Retail Services and Products Test Evaluation
Examiners would reach a single Retail Services and Products Test conclusion for a large bank in each of its facility-based assessment areas. The state and multistate MSA level conclusions for this test would be based exclusively on a bank’s performance in its facility-based assessment areas. It would involve averaging the bank’s conclusions across facility-based assessment areas in each state and multistate MSA and round to the nearest conclusion category point value to determine the conclusion at the state or multistate MSA level.16
For the institution level, examiners would assign a test conclusion for banks based on the conclusions reached for each of the delivery systems and credit and deposit products components of the test. The delivery systems conclusion would be based on the conclusions for each of the three parts of the delivery systems evaluation, as applicable, depending upon the size of the bank. The credit and deposit products conclusion would be based on the conclusions for the applicable parts of the credit and deposit evaluation. Examiners would then reach a combined institution level conclusion using their judgment to determine the appropriate weight between the two parts of the test in recognition of the importance of local community credit needs and the bank’s business model and strategy.
III. Community Development Financing Test
The Community Development Financing Test would consist of community development financing metrics, benchmarks and an impact review. These components would be assessed at the facility-based assessment area, state, Multistate MSA and institution levels, and would inform conclusions at each of those levels. The Community Development Financing Test would not be assessed for retail lending assessment areas.
First, examiners would measure the dollar value of a bank’s community development loans and community development investments together relative to the bank’s deposits. The proposed benchmarks would reflect local context and include, for example, the amount of community development financing activities by other banks in the assessment area. These benchmarks would be compared to the bank’s metrics so that the examiners are able to assess the bank’s performance. The metrics and benchmarks would be consistent across banks and examiners.
After comparing the bank’s metrics to the benchmarks, the examiners would conduct an impact review using a series of specific qualitative factors that would evaluate the impact and responsiveness of a bank’s community development loan and investment activities.17 The impact review would provide appropriate recognition under the Community Development Financing Test of activities that are considered to be especially impactful and responsive to community needs despite being of a relatively small dollar amount.
Facility-Based Assessment Area Community Development Financing Evaluation
Based upon the metrics, benchmarks and impact review, at the facility-based assessment area level, the examiners would then assign a Community Development Financing Test conclusion. Specifically, the conclusion would be reached by considering the bank’s assessment area community development financing metric relative to the local18 and national benchmarks,19 in conjunction with the impact review20 of the bank’s activities.21 The examiners would use their judgment to combine these standardized factors — however, the NPRM suggests that eventually the examiners could develop additional quantitative procedures for determining conclusions.

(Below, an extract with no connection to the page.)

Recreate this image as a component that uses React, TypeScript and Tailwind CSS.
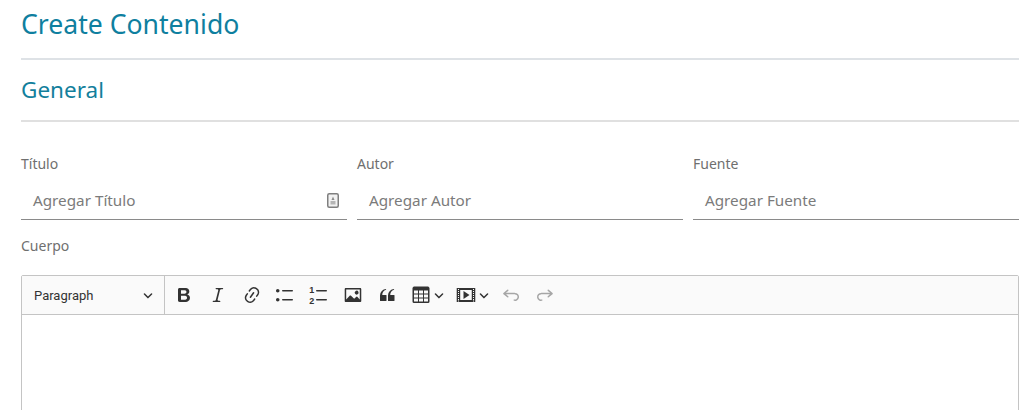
import React from 'react';

const sans = "font-['Noto_Sans',sans-serif]";

const Icon = ({ d, className = 'text-[#333]' }: { d: string; className?: string }) => (
  <svg viewBox="0 0 20 20" className={`h-5 w-5 shrink-0 fill-current ${className}`}>
    <path d={d} fillRule="evenodd" />
  </svg>
);

const Chevron = () => (
  <svg viewBox="0 0 10 10" className="h-[10px] w-[10px] shrink-0 fill-current text-[#333]">
    <path d="M.941 4.523a.75.75 0 1 1 1.06-1.06l3.006 3.005 3.005-3.005a.75.75 0 1 1 1.06 1.06l-3.549 3.55a.75.75 0 0 1-1.168-.136L.941 4.523z" />
  </svg>
);

const bold = 'M10.187 17H5.773c-.637 0-1.092-.138-1.364-.415-.273-.277-.409-.718-.409-1.323V4.738c0-.617.14-1.062.419-1.332.279-.27.73-.406 1.354-.406h4.68c.69 0 1.288.041 1.793.124.506.083.96.242 1.36.478.341.197.644.447.906.75a3.262 3.262 0 0 1 .808 2.162c0 1.401-.722 2.426-2.167 3.075C15.05 10.175 16 11.315 16 13.01a3.756 3.756 0 0 1-2.296 3.504 6.1 6.1 0 0 1-1.517.377c-.571.073-1.238.11-2 .11zm-.217-6.217H7v4.087h3.069c1.977 0 2.965-.69 2.965-2.072 0-.707-.256-1.22-.768-1.537-.512-.319-1.277-.478-2.296-.478zM7 5.13v3.619h2.606c.729 0 1.292-.067 1.69-.2a1.6 1.6 0 0 0 .91-.765c.165-.267.247-.566.247-.897 0-.707-.26-1.176-.778-1.409-.519-.232-1.31-.348-2.375-.348H7z';
const italic = 'm9.586 14.633.021.004c-.036.335.095.655.393.962.082.083.173.15.274.201h1.474a.6.6 0 1 1 0 1.2H5.304a.6.6 0 0 1 0-1.2h1.15c.474-.07.809-.182 1.005-.334.157-.122.291-.32.404-.597l2.416-9.55a1.053 1.053 0 0 0-.281-.823 1.12 1.12 0 0 0-.442-.296H8.15a.6.6 0 0 1 0-1.2h6.443a.6.6 0 1 1 0 1.2h-1.195c-.376.056-.65.155-.823.296-.215.175-.423.439-.623.79l-2.366 9.347z';
const link = 'm11.077 15 .991-1.416a.75.75 0 1 1 1.229.86l-1.148 1.64a.748.748 0 0 1-.217.206 5.251 5.251 0 0 1-8.503-5.955.741.741 0 0 1 .12-.274l1.147-1.639a.75.75 0 1 1 1.228.86L4.933 10.7l.006.003a3.75 3.75 0 0 0 6.132 4.294l.006.004zm5.494-5.335a.748.748 0 0 1-.12.274l-1.147 1.639a.75.75 0 1 1-1.228-.86l.86-1.23a3.75 3.75 0 0 0-6.144-4.301l-.86 1.229a.75.75 0 0 1-1.229-.86l1.148-1.64a.748.748 0 0 1 .217-.206 5.251 5.251 0 0 1 8.503 5.955zm-4.563-2.532a.75.75 0 0 1 .184 1.045l-3.155 4.505a.75.75 0 1 1-1.229-.86l3.155-4.506a.75.75 0 0 1 1.045-.184z';
const bullets = 'M7 5.75c0 .414.336.75.75.75h9.5a.75.75 0 1 0 0-1.5h-9.5a.75.75 0 0 0-.75.75zm-6 0C1 4.784 1.777 4 2.75 4c.966 0 1.75.777 1.75 1.75 0 .966-.777 1.75-1.75 1.75C1.784 7.5 1 6.723 1 5.75zm6 9c0 .414.336.75.75.75h9.5a.75.75 0 1 0 0-1.5h-9.5a.75.75 0 0 0-.75.75zm-6 0c0-.966.777-1.75 1.75-1.75.966 0 1.75.777 1.75 1.75 0 .966-.777 1.75-1.75 1.75-.966 0-1.75-.777-1.75-1.75z';
const image = 'M6.91 10.54c.26-.23.64-.21.88.03l3.36 3.14 2.23-2.06a.64.64 0 0 1 .87 0l2.52 2.97V4.5H3.2v10.12l3.71-4.08zm10.27-7.51c.6 0 1.09.47 1.09 1.05v11.84c0 .59-.49 1.06-1.09 1.06H2.79c-.6 0-1.09-.47-1.09-1.06V4.08c0-.58.49-1.05 1.1-1.05h14.38zm-5.22 5.56a1.96 1.96 0 1 1 3.4-1.96 1.96 1.96 0 0 1-3.4 1.96z';
const quote = 'M3 10.423a6.5 6.5 0 0 1 6.056-6.408l.038.67C6.448 5.423 5.354 7.663 5.22 10H9c.552 0 .5.432.5.986v4.511c0 .554-.448.503-1 .503h-5c-.552 0-.5-.449-.5-1.003v-4.574zm8 0a6.5 6.5 0 0 1 6.056-6.408l.038.67c-2.646.739-3.74 2.979-3.873 5.315H17c.552 0 .5.432.5.986v4.511c0 .554-.448.503-1 .503h-5c-.552 0-.5-.449-.5-1.003v-4.574z';
const table = 'M3 5.5v3h4v-3H3zm0 4v3h4v-3H3zm0 4v3h4v-3H3zm5 3h4v-3H8v3zm5 0h4v-3h-4v3zm4-4v-3h-4v3h4zm0-4v-3h-4v3h4zm1.5 8A1.5 1.5 0 0 1 17 18H3a1.5 1.5 0 0 1-1.5-1.5V3c.222-.863 1.068-1.5 2-1.5h13c.932 0 1.778.637 2 1.5v13.5zM12 8.5v-3H8v3h4zm0 1H8v3h4v-3z';
const media = 'M18.68 3.03c.6 0 .59-.03.59.55v12.84c0 .59.01.55-.59.55H1.29c-.6 0-.59.04-.59-.55V3.58c0-.58-.01-.55.6-.55h17.38zM15.77 15V5H4.2v10h11.57zM2 4v1h1V4H2zm0 2v1h1V6H2zm0 2v1h1V8H2zm0 2v1h1v-1H2zm0 2v1h1v-1H2zm0 2v1h1v-1H2zm0 1.5v1h1v-1H2zM17 4v1h1V4h-1zm0 2v1h1V6h-1zm0 2v1h1V8h-1zm0 2v1h1v-1h-1zm0 2v1h1v-1h-1zm0 2v1h1v-1h-1zm0 1.5v1h1v-1h-1zM7.5 6l6 4-6 4V6z';
const undo = 'm5.042 9.367 2.189 1.837a.75.75 0 0 1-.965 1.149l-3.788-3.18a.747.747 0 0 1-.21-.284.75.75 0 0 1 .17-.945L6.23 4.762a.75.75 0 1 1 .964 1.15L4.863 7.866h8.917A.75.75 0 0 1 14 7.9a4 4 0 1 1-1.477 7.718l.344-1.489a2.5 2.5 0 1 0 1.094-4.73l.008-.032H5.042z';
const redo = 'm14.958 9.367-2.189 1.837a.75.75 0 0 0 .965 1.149l3.788-3.18a.747.747 0 0 0 .21-.284.75.75 0 0 0-.17-.945L13.77 4.762a.75.75 0 1 0-.964 1.15l2.331 1.954H6.22A.75.75 0 0 0 6 7.9a4 4 0 1 0 1.477 7.718l-.344-1.489A2.5 2.5 0 1 1 6.039 9.4l-.008-.032h8.927z';

const NumberedIcon = () => (
  <svg viewBox="0 0 20 20" className="h-5 w-5 shrink-0 fill-current text-[#333]">
    <path d="M7 5.75c0 .414.336.75.75.75h9.5a.75.75 0 1 0 0-1.5h-9.5a.75.75 0 0 0-.75.75zm0 9c0 .414.336.75.75.75h9.5a.75.75 0 1 0 0-1.5h-9.5a.75.75 0 0 0-.75.75z" />
    <text x="2.8" y="8" fontSize="9" fontWeight="700" textAnchor="middle" fontFamily="'Liberation Sans', sans-serif">1</text>
    <text x="2.8" y="18.5" fontSize="9" fontWeight="700" textAnchor="middle" fontFamily="'Liberation Sans', sans-serif">2</text>
  </svg>
);

const InputBadge = () => (
  <svg viewBox="0 0 12 15" className="h-[15px] w-3 shrink-0">
    <rect x="0.75" y="0.75" width="10.5" height="13.5" rx="1.5" fill="#f2f2f2" stroke="#7f7f7f" strokeWidth="1.5" />
    <path d="M6 3.5 7.5 7h-3z" fill="#8a8a8a" />
    <rect x="3.5" y="8" width="5" height="3.5" fill="#b5b5b5" />
  </svg>
);

const Field = ({ label, placeholder, badge }: { label: string; placeholder: string; badge?: boolean }) => (
  <div>
    <label className="block h-[19px] text-[14px] leading-[19px] text-[#6f6f6f]">{label}</label>
    <div className="mt-[8px] flex h-[39px] items-center justify-between border-b border-[#8a8a8a] pl-3 pr-2">
      <span className="text-[15.25px] text-[#7b7b7b]">{placeholder}</span>
      {badge && <InputBadge />}
    </div>
  </div>
);

export default function App() {
  return (
    <div className={`h-[410px] overflow-hidden bg-white pl-[21px] pr-2 ${sans}`}>
      <div className="flex h-[60px] items-center border-b-2 border-[#dee2e6] pb-[10px]">
        <h1 className="text-[26.6px] leading-8 text-[#0f7f9f]">Create Contenido</h1>
      </div>
      <div className="flex h-[62px] items-center border-b-2 border-[#e0e0e0]">
        <h2 className="text-[22.5px] leading-7 text-[#137f9c]">General</h2>
      </div>

      <div className="mt-[32px] grid grid-cols-3 gap-[10px]">
        <Field label="Título" placeholder="Agregar Título" badge />
        <Field label="Autor" placeholder="Agregar Autor" />
        <Field label="Fuente" placeholder="Agregar Fuente" />
      </div>

      <label className="mt-[16px] block h-[19px] text-[14px] leading-[19px] text-[#6f6f6f]">Cuerpo</label>

      <div className="mt-[20px] min-h-[200px] rounded-t-[2px] border border-[#c4c4c4]">
        <div className="flex h-[39px] items-center border-b border-[#c4c4c4] bg-[#fafafa]">
          <div className="flex h-full w-[143px] items-center justify-between border-r border-[#c4c4c4] pl-3 pr-[11px]">
            <span className="pt-[2px] font-['Roboto',sans-serif] text-[13px] text-[#333]">Paragraph</span>
            <Chevron />
          </div>
          <div className="ml-[9px] flex items-center gap-[13.8px]">
            <Icon d={bold} />
            <Icon d={italic} />
            <Icon d={link} />
            <Icon d={bullets} />
            <NumberedIcon />
            <Icon d={image} />
            <Icon d={quote} />
            <div className="flex w-[32px] items-center gap-[3px]">
              <Icon d={table} />
              <Chevron />
            </div>
            <div className="flex w-[31px] items-center gap-[2.5px]">
              <Icon d={media} />
              <Chevron />
            </div>
            <Icon d={undo} className="text-[#a6a6a6]" />
            <Icon d={redo} className="text-[#a6a6a6]" />
          </div>
        </div>
      </div>
    </div>
  );
}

State Community Development Financing Evaluation
At the state level, examiners would use two components to evaluate a bank’s community development financing performance. First, examiners would average a bank’s Community Development Financing Test conclusions across its facility-based assessment areas in each state. Then, the examiners would assign a statewide score, which would be based on a community development financing metric, benchmark and a statewide impact review.22 Finally, the bank’s weighted average assessment area performance score would be averaged with its statewide score to achieve a state performance score, with weights on both components tailored to reflect the bank’s business model.23
Multistate MSA Community Development Financing Test Conclusions
Examiners would assign Community Development Financing Test conclusions for multistate MSAs where a bank has branches in two or more states. If the bank has delineated an entire multistate MSA as a single facility-based assessment area, the conclusion for the assessment area and for the multistate MSA would be the same. If the bank delineates only part of a multistate MSA as a facility-based assessment area, or delineates multiple facility-based assessment areas within a multistate MSA, then the examiners would employ the same approach as for assigning conclusions for state areas, with the same components as the state evaluation, applied to the geography of the multistate MSA.

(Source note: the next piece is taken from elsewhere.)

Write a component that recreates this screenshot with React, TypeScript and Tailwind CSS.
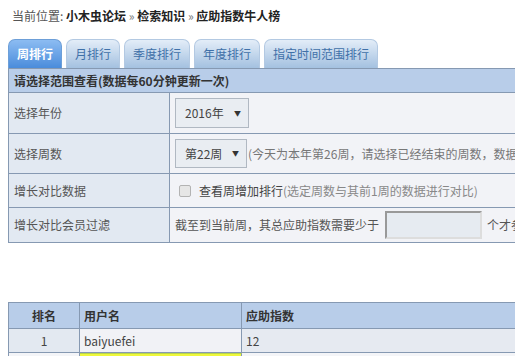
import React from "react";

const tabs = ["周排行", "月排行", "季度排行", "年度排行", "指定时间范围排行"];

export default function App() {
  return (
    <div className="w-[515px] h-[356px] overflow-hidden bg-white font-['Noto_Sans_CJK_SC','Noto_Sans',sans-serif] text-[12px] text-[#444]">
      {/* breadcrumb */}
      <div className="h-[39px] pl-[12px] pt-[7px] leading-[18px] whitespace-nowrap">
        <span className="text-[#555]">当前位置: </span>
        <span className="font-bold text-[#222]">小木虫论坛</span>
        <span className="text-[#777]"> » </span>
        <span className="font-bold text-[#222]">检索知识</span>
        <span className="text-[#777]"> » </span>
        <span className="font-bold text-[#222]">应助指数牛人榜</span>
      </div>

      {/* tabs */}
      <div className="flex items-end gap-[4px] pl-[8px] h-[29px]">
        {tabs.map((t, i) => (
          <div
            key={t}
            className={
              i === 0
                ? "h-[29px] px-[8px] rounded-t-[7px] border border-b-0 border-[#6d9fd8] bg-linear-to-b from-[#8cbcf2] to-[#4a8cdb] text-white font-bold leading-[28px] whitespace-nowrap"
                : "h-[29px] px-[8px] rounded-t-[7px] border border-b-0 border-[#b3c9e2] bg-linear-to-b from-[#e3edf8] to-[#a4c1e0] text-[#3f70a8] leading-[28px] whitespace-nowrap"
            }
          >
            {t}
          </div>
        ))}
      </div>

      {/* form table */}
      <div className="ml-[8px] w-[680px] border border-[#8699b2]">
        <div className="h-[24px] bg-[#b8cde9] border-b border-[#8699b2] pl-[5px] leading-[24px] font-bold text-[#333] whitespace-nowrap">
          请选择范围查看(数据每60分钟更新一次)
        </div>
        <div className="flex h-[41px] border-b border-[#8699b2]">
          <div className="w-[161px] shrink-0 bg-[#e2e9f2] border-r border-[#8699b2] pl-[5px] flex items-center text-[#555]">选择年份</div>
          <div className="flex-1 bg-[#f2f3f7] flex items-center pl-[5px]">
            <div className="w-[74px] h-[30px] border border-[#b0b8c2] bg-[#e9edf2] flex items-center pl-[9px] pr-[7px] justify-between text-[#444]">
              <span>2016年</span>
              <span className="text-[7px] text-[#333]">▼</span>
            </div>
          </div>
        </div>
        <div className="flex h-[40px] border-b border-[#8699b2]">
          <div className="w-[161px] shrink-0 bg-[#e2e9f2] border-r border-[#8699b2] pl-[5px] flex items-center text-[#555]">选择周数</div>
          <div className="flex-1 bg-[#f2f3f7] flex items-center pl-[5px] whitespace-nowrap">
            <div className="w-[72px] h-[29px] border border-[#b0b8c2] bg-[#e9edf2] flex items-center pl-[9px] pr-[7px] justify-between text-[#444] shrink-0">
              <span>第22周</span>
              <span className="text-[7px] text-[#333]">▼</span>
            </div>
            <span className="text-[#777] ml-[1px]">(今天为本年第26周，请选择已经结束的周数，数据每60分钟更新一次)</span>
          </div>
        </div>
        <div className="flex h-[34px] border-b border-[#8699b2]">
          <div className="w-[161px] shrink-0 bg-[#e2e9f2] border-r border-[#8699b2] pl-[5px] flex items-center text-[#555]">增长对比数据</div>
          <div className="flex-1 bg-[#f2f3f7] flex items-center pl-[9px] whitespace-nowrap">
            <div className="w-[12px] h-[12px] border border-[#b3b3b3] bg-[#e6e6e6] rounded-[2px] shrink-0" />
            <span className="ml-[8px] text-[#444]">查看周增加排行</span>
            <span className="text-[#888]">(选定周数与其前1周的数据进行对比)</span>
          </div>
        </div>
        <div className="flex h-[34px]">
          <div className="w-[161px] shrink-0 bg-[#e2e9f2] border-r border-[#8699b2] pl-[5px] flex items-center text-[#555]">增长对比会员过滤</div>
          <div className="flex-1 bg-[#f2f3f7] flex items-center pl-[5px] whitespace-nowrap text-[#555]">
            <span>截至到当前周，其总应助指数需要少于</span>
            <div className="ml-[6px] w-[97px] h-[28px] border-[2px] border-t-[#999] border-l-[#999] border-r-[#ddd] border-b-[#ddd] bg-[#e6ebf1] shrink-0" />
            <span className="ml-[5px]">个才参与排行</span>
          </div>
        </div>
      </div>

      {/* ranking table */}
      <div className="ml-[8px] mt-[59px] w-[680px] border-t border-l border-[#8699b2]">
        <div className="flex h-[26px] bg-[#b8cde9] border-b border-[#8699b2] font-bold text-[#333]">
          <div className="w-[71px] border-r border-[#8699b2] flex items-center justify-center">排名</div>
          <div className="w-[162px] border-r border-[#8699b2] flex items-center pl-[4px]">用户名</div>
          <div className="flex-1 flex items-center pl-[4px]">应助指数</div>
        </div>
        <div className="flex h-[24px] border-b border-[#8699b2] text-[#444]">
          <div className="w-[71px] bg-[#e3e9f1] border-r border-[#8699b2] flex items-center justify-center">1</div>
          <div className="w-[162px] bg-[#f1f2f6] border-r border-[#8699b2] flex items-center pl-[4px]">baiyuefei</div>
          <div className="flex-1 bg-[#e6eaf1] flex items-center pl-[4px]">12</div>
        </div>
        <div className="flex h-[24px] text-[#444]">
          <div className="w-[71px] bg-[#f4f5f8] border-r border-[#8699b2]" />
          <div className="w-[162px] bg-[#eef83a] border-t border-[#b9d54a] border-r border-r-[#8699b2]" />
          <div className="flex-1 bg-[#f4f5f8]" />
        </div>
      </div>
    </div>
  );
}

Examiners would assign Community Development Financing Test conclusions for the institution or national level using a similar approach to that for assigning conclusions for state areas. The approach would combine a weighted average of facility-based assessment area conclusions nationwide and a nationwide score that includes a nationwide metric, a nationwide benchmark and an impact review.
IV. Community Development Services Test
The Community Development Services Test would evaluate a bank’s record of helping to meet the community development services needs in the bank’s assessment areas.

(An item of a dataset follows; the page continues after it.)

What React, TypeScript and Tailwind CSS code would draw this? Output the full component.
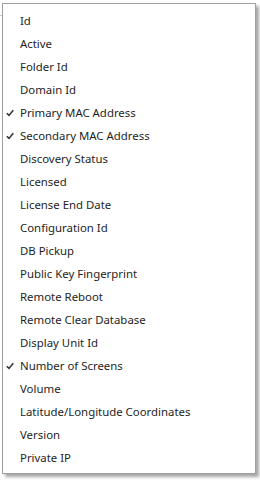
import React from "react";

const items: [string, boolean][] = [
  ["Id", false],
  ["Active", false],
  ["Folder Id", false],
  ["Domain Id", false],
  ["Primary MAC Address", true],
  ["Secondary MAC Address", true],
  ["Discovery Status", false],
  ["Licensed", false],
  ["License End Date", false],
  ["Configuration Id", false],
  ["DB Pickup", false],
  ["Public Key Fingerprint", false],
  ["Remote Reboot", false],
  ["Remote Clear Database", false],
  ["Display Unit Id", false],
  ["Number of Screens", true],
  ["Volume", false],
  ["Latitude/Longitude Coordinates", false],
  ["Version", false],
  ["Private IP", false],
];

function Check() {
  return (
    <svg width="8" height="8" viewBox="0 0 8 8" className="absolute left-[3px] top-[8px]">
      <path d="M0.8 4.2 L3 6.4 L7.3 1.2" fill="none" stroke="#333" strokeWidth="1.6" />
    </svg>
  );
}

export default function App() {
  return (
    <div className="relative w-[260px] h-[480px] bg-white overflow-hidden">
      <div className="absolute left-0 top-[15px] w-[3px] h-px bg-[#c8c8c8]" />
      <div className="absolute left-[2px] top-[3px] w-[254px] h-[471px] border border-[#a0a0a0] bg-white pt-[5px] pb-[4px] shadow-[3px_3px_3px_rgba(0,0,0,0.35)] font-['Segoe_UI','Noto_Sans',sans-serif] text-[11.4px] text-[#1e1e1e]">
        {items.map(([label, checked]) => (
          <div key={label} className="relative h-[23px] flex items-center pl-[17px] leading-none">
            {checked && <Check />}
            <span>{label}</span>
          </div>
        ))}
      </div>
    </div>
  );
}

The Proposal would retain the current definition of “community development services,” while also including activities that reflect other areas of expertise of a bank’s employees, such as human resources, information technology and legal services. 24 Generally, community development services activities would be considered when performed by members of a bank’s board or employees of the bank. In nonmetropolitan areas, banks may receive community development services consideration for volunteer activities that meet an identified community development need, even if unrelated to the provision of financial services.
Facility-Based Assessment Area Development Services Test Conclusion
For banks with average assets of under $10 billion, the evaluation would include a qualitative review only. The qualitative review would measure the extent to which a bank provides community development services. According to the Proposal, the review may include consideration of one or more of many types of information.25 In addition, the evaluation would include a review of the impact and responsiveness of the bank’s community development service activities.26
For those large banks, examiners would also measure the average number of community development service hours per full-time-equivalent employee in a facility-based assessment area.27
State Community Development Services Test Conclusion
State level conclusions would be based on two components: a bank’s performance in its facility-based assessment areas and its performance outside its facility-based assessment areas, but within the state. The first component would be the average of a bank’s Community Development Services Test conclusions across its facility-based assessment areas in each state. The point value assigned for each assessment area conclusion would be weighted by a bank's average share of loans and share of deposits within the assessment area, out of all of the bank's loans and deposits in facility-based areas in the state.
The second component, a bank’s performance outside its facility-based assessment area, would consist of an analysis of information including, but not limited to, the number and hours of community development service activities, as well as the impact and responsiveness of these activities.
To assign a final state conclusion, examiners would determine if the score from the first component should be adjusted upward based on the evaluation of the second component.
Multistate MSA Community Development Services Test Conclusion
The examiners propose to assign Community Development Services Test conclusions for multistate MSAs in which a bank has a facility-based assessment area and branches in at least two states. The examiners would employ the same approach applied in assigning conclusions for a state: a combination of (a) a weighted average of facility-based assessment area conclusions and (b) a qualitative review of the bank’s community development service activities outside the facility-based assessment area, but within the multistate MSA.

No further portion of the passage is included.